Livaneli, Ankara Maarif Koleji'nde okuduktan sonra Stockholm Üniversitesi'nde felsefe ve müzik eğitimi gördü. 1970'lerde politik nedenlerden dolayı 10 yıl sürgünde yaşadı. Sürgünde olduğu dönemde birçok roman, şiir ve şarkı yazdı. 1984 yılında Türkiye'ye döndü ve aktif siyasete atıldı. Bir dönem milletvekilliği ve Avrupa Konseyi Parlamenterler Meclisi üyeliği yaptı. Halen yazarlık, müzik ve film yönetmenliği yapmaktadır. Livaneli'nin eserleri arasında romanları, şiir kitapları, müzik albümleri ve filmleri yer alır.
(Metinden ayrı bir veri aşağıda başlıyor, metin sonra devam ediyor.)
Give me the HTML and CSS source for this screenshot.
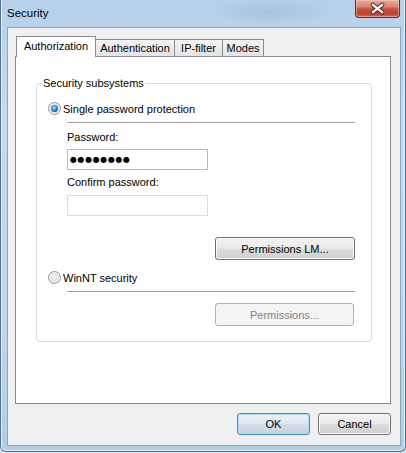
FILE: index.html
```html
<!DOCTYPE html>
<html>
<head>
<meta charset="utf-8">
<title>Security</title>
<link rel="stylesheet" href="styles.css">
</head>
<body>
<div class="window">
  <div class="titlebar">
    <span class="title">Security</span>
    <button class="close" aria-label="Close">
      <svg width="45" height="18" viewBox="0 0 45 18">
        <path d="M17.5 4.5 L27.5 12.5 M27.5 4.5 L17.5 12.5" stroke="#4b2622" stroke-width="4.4" stroke-linecap="round" fill="none"/>
        <path d="M17.5 4.5 L27.5 12.5 M27.5 4.5 L17.5 12.5" stroke="#ffffff" stroke-width="2.4" stroke-linecap="round" fill="none"/>
      </svg>
    </button>
  </div>
  <div class="client">
    <div class="tabs">
      <div class="tab active w-auth">Authorization</div>
      <div class="tab w-authn">Authentication</div>
      <div class="tab w-ip">IP-filter</div>
      <div class="tab w-modes">Modes</div>
    </div>
    <div class="panel">
      <fieldset class="group">
        <legend>Security subsystems</legend>
        <div class="radio-row"><span class="radio checked"></span><span>Single password protection</span></div>
        <div class="sub">
          <div class="sep"></div>
          <div class="field-label first">Password:</div>
          <div class="input focus"><span class="dots">●●●●●●●●</span></div>
          <div class="field-label">Confirm password:</div>
          <div class="input plain"></div>
          <div class="btn-row lm"><button class="btn wide">Permissions LM...</button></div>
        </div>
        <div class="radio-row second"><span class="radio"></span><span>WinNT security</span></div>
        <div class="sub">
          <div class="sep"></div>
          <div class="btn-row perm"><button class="btn narrow" disabled>Permissions...</button></div>
        </div>
      </fieldset>
    </div>
    <div class="footer">
      <button class="btn default">OK</button>
      <button class="btn">Cancel</button>
    </div>
  </div>
</div>
</body>
</html>
```
FILE: styles.css
```css
* { box-sizing: border-box; }
html, body { margin: 0; padding: 0; }
body {
  width: 406px;
  height: 453px;
  overflow: hidden;
  background: #dde5ee;
  font-family: "Liberation Sans", Arial, sans-serif;
  font-size: 11px;
  color: #000;
}
.window {
  width: 406px;
  height: 452px;
  display: flex;
  flex-direction: column;
  padding: 0 4px 0 6px;
  background:
    radial-gradient(ellipse 60px 14px at 270px 12px, rgba(120,150,185,0.25), transparent),
    linear-gradient(180deg, #b6d0eb 0%, #c4dbf1 25%, #bfd7ef 70%, #b2cce8 100%);
  border: 1px solid #52708f;
  border-top: none;
  border-radius: 0 0 6px 6px;
  box-shadow: inset 1px 0 0 #e6f1fc, inset -1px 0 0 #e6f1fc, inset 0 -1px 0 #e6f1fc;
}
.titlebar {
  height: 27px;
  display: flex;
  align-items: flex-start;
}
.title {
  font-size: 11.5px;
  line-height: 26px;
}
.close {
  margin-left: auto;
  margin-right: 1px;
  width: 45px;
  height: 18px;
  padding: 0;
  border: 1px solid #6b2b24;
  border-top: none;
  border-radius: 0 0 4px 4px;
  background: linear-gradient(180deg, #e9a99b 0%, #d88472 40%, #c8523f 52%, #c2402f 80%, #d06a55 100%);
  box-shadow: inset 0 0 0 1px rgba(255,220,210,0.45);
  display: flex;
}
.client {
  height: 419px;
  background: #f0f0f0;
  border: 1px solid #8ea4bc;
  display: flex;
  flex-direction: column;
  padding: 8px 0 0 7px;
}
.tabs {
  display: flex;
  align-items: flex-end;
  height: 20px;
  padding-left: 1px;
  position: relative;
  z-index: 1;
}
.tab {
  height: 17px;
  border: 1px solid #898c95;
  border-bottom: none;
  background: linear-gradient(180deg, #f3f3f3, #e4e4e4);
  text-align: center;
  line-height: 16px;
  margin-left: -1px;
}
.tab.active {
  height: 21px;
  margin-left: 0;
  margin-bottom: -1px;
  background: #fff;
  line-height: 19px;
  position: relative;
  z-index: 2;
}
.w-auth { width: 80px; }
.w-authn { width: 80px; }
.w-ip { width: 49px; }
.w-modes { width: 42px; }
.panel {
  width: 376px;
  height: 348px;
  background: #fff;
  border: 1px solid #898c95;
  padding: 0 19px 0 20px;
}
.group {
  margin: 20px 0 0 0;
  width: 336px;
  border: 1px solid #d5dfe5;
  border-radius: 3px;
  padding: 0 0 15px 11px;
  min-width: 0;
}
.group legend {
  padding: 0 1px;
  margin-left: -6px;
  line-height: 13px;
}
.radio-row {
  display: flex;
  align-items: center;
  gap: 2px;
  height: 15px;
  margin-top: 11px;
}
.radio-row.second { margin-top: 10px; }
.radio {
  width: 13px;
  height: 13px;
  border-radius: 50%;
  border: 1px solid #8f9397;
  background: radial-gradient(circle at 50% 45%, #f4f4f4 0, #e2e2e2 55%, #cfd0d1 100%);
  box-shadow: inset 0 0 0 1px #f6f6f6;
  display: inline-flex;
  align-items: center;
  justify-content: center;
}
.radio.checked::after {
  content: "";
  width: 7px;
  height: 7px;
  border-radius: 50%;
  background: radial-gradient(circle at 45% 40%, #b6ecff 0, #3da0e2 35%, #1b5e9b 70%, #0d355e 100%);
}
.sub {
  margin-left: 19px;
  width: 288px;
}
.sep {
  height: 1px;
  background: #a0a0a0;
  margin-top: 6px;
}
.field-label {
  line-height: 15px;
  margin-top: 5px;
}
.field-label.first { margin-top: 7px; }
.input {
  width: 141px;
  height: 21px;
  margin-top: 4px;
  background: #fff;
  border: 1px solid #dadada;
  padding-left: 2px;
  display: flex;
  align-items: center;
}
.input.focus { border-color: #a5c1dc; }
.input.plain { border-color: #dcdcdc; margin-top: 5px; }
.dots {
  font-family: "DejaVu Sans", sans-serif;
  font-size: 8px;
  letter-spacing: 0.6px;
  color: #000;
}
.btn-row { display: flex; padding-left: 148px; }
.btn-row.lm { margin-top: 21px; }
.btn-row.perm { margin-top: 11px; }
.btn {
  font: inherit;
  color: #000;
  height: 23px;
  padding: 0;
  border: 1px solid #707070;
  border-radius: 3px;
  background: linear-gradient(180deg, #f2f2f2 0%, #ebebeb 48%, #dddddd 52%, #cfcfcf 100%);
  box-shadow: inset 0 0 0 1px #fbfbfb;
}
.btn.wide { width: 141px; }
.btn.narrow { width: 139px; }
.btn:disabled {
  border-color: #adb2b5;
  background: #f4f4f4;
  color: #838383;
  box-shadow: none;
}
.footer {
  display: flex;
  justify-content: flex-end;
  gap: 8px;
  padding: 9px 9px 0 0;
}
.footer .btn { width: 73px; height: 22px; }
.btn.default {
  border-color: #3c8fd0;
  box-shadow: inset 0 0 0 1px #a8def8;
  background: linear-gradient(180deg, #eaf1f7 0%, #e1e9f0 48%, #d2dde7 52%, #c5d3df 100%);
}
```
En bilinen eserleri arasında Serenad, Mutluluk, Leylim Ley, Konstantiniyye Oteli, Son Kuşlar, Kardeşimin Hikâyesi, O Tuhaf Çocuk, Günlük, Sesler, Leylim Ley, Sevdalı Türküleri, Ruhun Doğan Güneşi, Ayna, Yol, Sis, Veda ve Mutluluk filmleri sayılabilir. Livaneli, Yunus Nadi Roman Ödülü, Orhan Kemal Roman Armağanı, Sadri Erdem Beste Yarışması Birincilik Ödülü ve Altın Kelebek Ödülü gibi birçok ödüle layık görülmüştür.
Livaneli, günümüz Türkiye'sinin en önemli ve üretken yazarlarından biridir. Eserleri birçok dile çevrilmiş ve uluslararası alanda da tanınmıştır. Livaneli, insan hakları ve özgürlük savunuculuğuyla da bilinmektedir.
Peki siz Serenad'ı okumuş muydunuz? Okuduysanız roman hakkındaki görüşleriniz neler? En beğendiğiniz Livaneli romanı nedir? Yorumlarda buluşalım!
"Elveda Max, elveda Nadia." dedim. Onların başına gelenleri anlatmaya karar verdim. Çünkü ancak hikayesi anlatılan insanlar var oluyordu.
Böyle tuhaf bir dünyada yaşıyorduk işte. Bir tarafta iktidar duygusuyla insanların hayatlarını karartan barbarlar, bir taraftan da etik değerlere bağlı insanlar vardı. Bir tarafta vahşet, bir tarafta ahlâkî ilkeler.
İşte Türkiye böyle bir çelişkiler ülkesiydi. En avangart yaşamdan feodal aşiret düzenine kadar her şey vardı.
Niye hiçbir sokağın, caddenin, meydanın, köyün adı aynı kalmıyor; sürekli değiştiriliyordu acaba? Tarihten kaçmak için mi? Her şeye sıfırdan başlamak için mi?
İnsanların mutluluğu, iktidar oyunları arasında ne kadar da zavallı bir konu haline geliyordu.
Her iktidar öldürür. Kimi daha az, kimi daha çok.
Sen insanlara baktığın zaman üniformalar, bayraklar ve din görüyorsun. Ben ise seven, acı çeken, acıkan, üşüyen, korkan bir insan.